SD can see no role for workers in winning reforms.  Its response says that “we already know how individual reforms might come about”, but then allows the working class no role whatsoever, either in winning them or building a movement that could perhaps learn from any defeat.  Yet it still demands that workers smash the Northern State!

SD implies that fighting for reforms must involve a “reformist dilemma”, which means those seeking reform must support Stormont, but this is not necessarily the case.  As I noted in my original posts, fighting for reforms can expose the limits of potential reforms and the electoral forums within which they are fought for.  Socialist Democracy is aware of this, but at such an abstract level that it draws the wrong lesson that there is no point.

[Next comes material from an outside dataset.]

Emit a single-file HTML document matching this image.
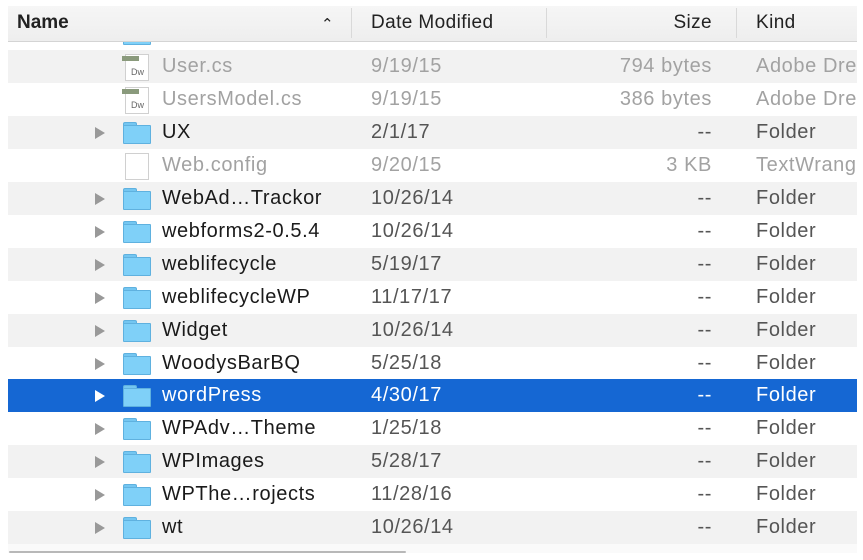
<!DOCTYPE html>
<html><head><style>
body{margin:0;width:863px;height:560px;background:#fff;overflow:hidden;font-family:"Liberation Sans",sans-serif;position:relative}
.hdr{position:absolute;z-index:5;left:8px;top:6px;width:849px;height:35px;background:linear-gradient(#f6f6f6,#eeeeee);border-bottom:1px solid #d4d4d4}
.hdr span{position:absolute;top:6px;font-size:19px;letter-spacing:0.4px;color:#222}
.sep{position:absolute;top:2px;width:1px;height:30px;background:#d9d9d9}
.row{position:absolute;left:8px;width:849px;height:33px;font-size:20px;letter-spacing:0.6px;color:#1a1a1a;overflow:hidden}
.row.g{background:#f2f2f2}
.row.sel{background:#1567d3;color:#fff}
.row span{position:absolute;top:5px;white-space:nowrap}
.n{left:154px}.d{left:363px;color:#555}.s{right:145px;color:#555}.k{left:748px;color:#555}
.dim span{color:#a2a2a2!important}
.sel span{color:#fff!important}
.tri{position:absolute;left:87px;top:11px;width:0;height:0;border-left:10px solid #999;border-top:6px solid transparent;border-bottom:6px solid transparent}
.sel .tri{border-left-color:#fff}
.fold{position:absolute;left:115px;top:6px;width:28px;height:22px}
.fold:before{content:"";position:absolute;left:0;top:0;width:12px;height:4px;background:#74c6f1;border-radius:2px 2px 0 0;border:1px solid #5fb1df;border-bottom:none}
.fold:after{content:"";position:absolute;left:0;top:3px;width:26px;height:17px;background:#7fd0f8;border:1px solid #5fb1df;border-radius:1px}
.file{position:absolute;left:117px;top:4px;width:22px;height:25px;background:#fff;border:1px solid #d0d0d0;font-size:9px;color:#666;letter-spacing:0}
.file i{position:absolute;left:-4px;top:1px;width:17px;height:5px;background:#8a9a7c}
.file b{position:absolute;left:5px;top:12px;font-weight:normal}
</style></head><body>
<div class="hdr">
<span style="left:9px;font-weight:bold;letter-spacing:0">Name</span>
<span style="left:313px;font-size:15px;top:9px">&#8963;</span>
<div class="sep" style="left:343px"></div>
<span style="left:363px">Date Modified</span>
<div class="sep" style="left:538px"></div>
<span style="right:145px">Size</span>
<div class="sep" style="left:728px"></div>
<span style="left:748px">Kind</span>
</div>
<div class="row" style="top:17px;height:29px"><div class="fold" style="top:6px"></div></div>
<div style="position:absolute;left:0;top:46px;width:863px;height:4px;background:#fff"></div>

<div class="row g dim" style="top:50px"><div class="file"><i></i><b>Dw</b></div><span class="n">User.cs</span><span class="d">9/19/15</span><span class="s">794 bytes</span><span class="k">Adobe Dreamweaver</span></div>
<div class="row dim" style="top:83px"><div class="file"><i></i><b>Dw</b></div><span class="n">UsersModel.cs</span><span class="d">9/19/15</span><span class="s">386 bytes</span><span class="k">Adobe Dreamweaver</span></div>
<div class="row g" style="top:116px"><div class="tri"></div><div class="fold"></div><span class="n">UX</span><span class="d">2/1/17</span><span class="s">--</span><span class="k">Folder</span></div>
<div class="row dim" style="top:149px"><div class="file"></div><span class="n">Web.config</span><span class="d">9/20/15</span><span class="s">3 KB</span><span class="k">TextWrangler</span></div>
<div class="row g" style="top:182px"><div class="tri"></div><div class="fold"></div><span class="n">WebAd…Trackor</span><span class="d">10/26/14</span><span class="s">--</span><span class="k">Folder</span></div>
<div class="row" style="top:215px"><div class="tri"></div><div class="fold"></div><span class="n">webforms2-0.5.4</span><span class="d">10/26/14</span><span class="s">--</span><span class="k">Folder</span></div>
<div class="row g" style="top:248px"><div class="tri"></div><div class="fold"></div><span class="n">weblifecycle</span><span class="d">5/19/17</span><span class="s">--</span><span class="k">Folder</span></div>
<div class="row" style="top:281px"><div class="tri"></div><div class="fold"></div><span class="n">weblifecycleWP</span><span class="d">11/17/17</span><span class="s">--</span><span class="k">Folder</span></div>
<div class="row g" style="top:314px"><div class="tri"></div><div class="fold"></div><span class="n">Widget</span><span class="d">10/26/14</span><span class="s">--</span><span class="k">Folder</span></div>
<div class="row" style="top:347px"><div class="tri"></div><div class="fold"></div><span class="n">WoodysBarBQ</span><span class="d">5/25/18</span><span class="s">--</span><span class="k">Folder</span></div>
<div class="row sel" style="top:379px"><div class="tri"></div><div class="fold"></div><span class="n">wordPress</span><span class="d">4/30/17</span><span class="s">--</span><span class="k">Folder</span></div>
<div class="row" style="top:412px"><div class="tri"></div><div class="fold"></div><span class="n">WPAdv…Theme</span><span class="d">1/25/18</span><span class="s">--</span><span class="k">Folder</span></div>
<div class="row g" style="top:445px"><div class="tri"></div><div class="fold"></div><span class="n">WPImages</span><span class="d">5/28/17</span><span class="s">--</span><span class="k">Folder</span></div>
<div class="row" style="top:478px"><div class="tri"></div><div class="fold"></div><span class="n">WPThe…rojects</span><span class="d">11/28/16</span><span class="s">--</span><span class="k">Folder</span></div>
<div class="row g" style="top:511px"><div class="tri"></div><div class="fold"></div><span class="n">wt</span><span class="d">10/26/14</span><span class="s">--</span><span class="k">Folder</span></div>
<div style="position:absolute;left:8px;top:544px;width:849px;height:9px;background:#fafafa"></div>
<div style="position:absolute;left:9px;top:551px;width:397px;height:2px;background:#b8b8b8;border-radius:1px"></div>
</body></html>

The intervention of SD in the elections was to put out a petition calling for the permanent closure of Stormont.  Who has the power to do this?  The British.  Is that who SD were appealing to?  If not, to whom?  If PbP put out a petition calling for an end to anti-trade union laws would SD support it, even though only the local Assembly could enact this?  Apparently not, but what’s the difference?  There is of course one obvious one, but it’s not one SD would want to draw attention to.

Perhaps the petition appeal was to Sinn Fein, or to its supporters, but if this was so it badly judged the mood of the latter and got the first totally wrong.  In fact, it’s hard to see the case for either of these explanations, given what SD has previously written about both, including in its reply that Sinn Fein is conciliatory towards unionism and argues that Stormont can reduce sectarianism.

PbP get it in the neck for placing no conditions on returning to Stormont but they would have looked pretty stupid if they had.  Putting forward permanent closure of Stormont as the key task for workers looks less and less persuasive the longer the temporary suspension lasts.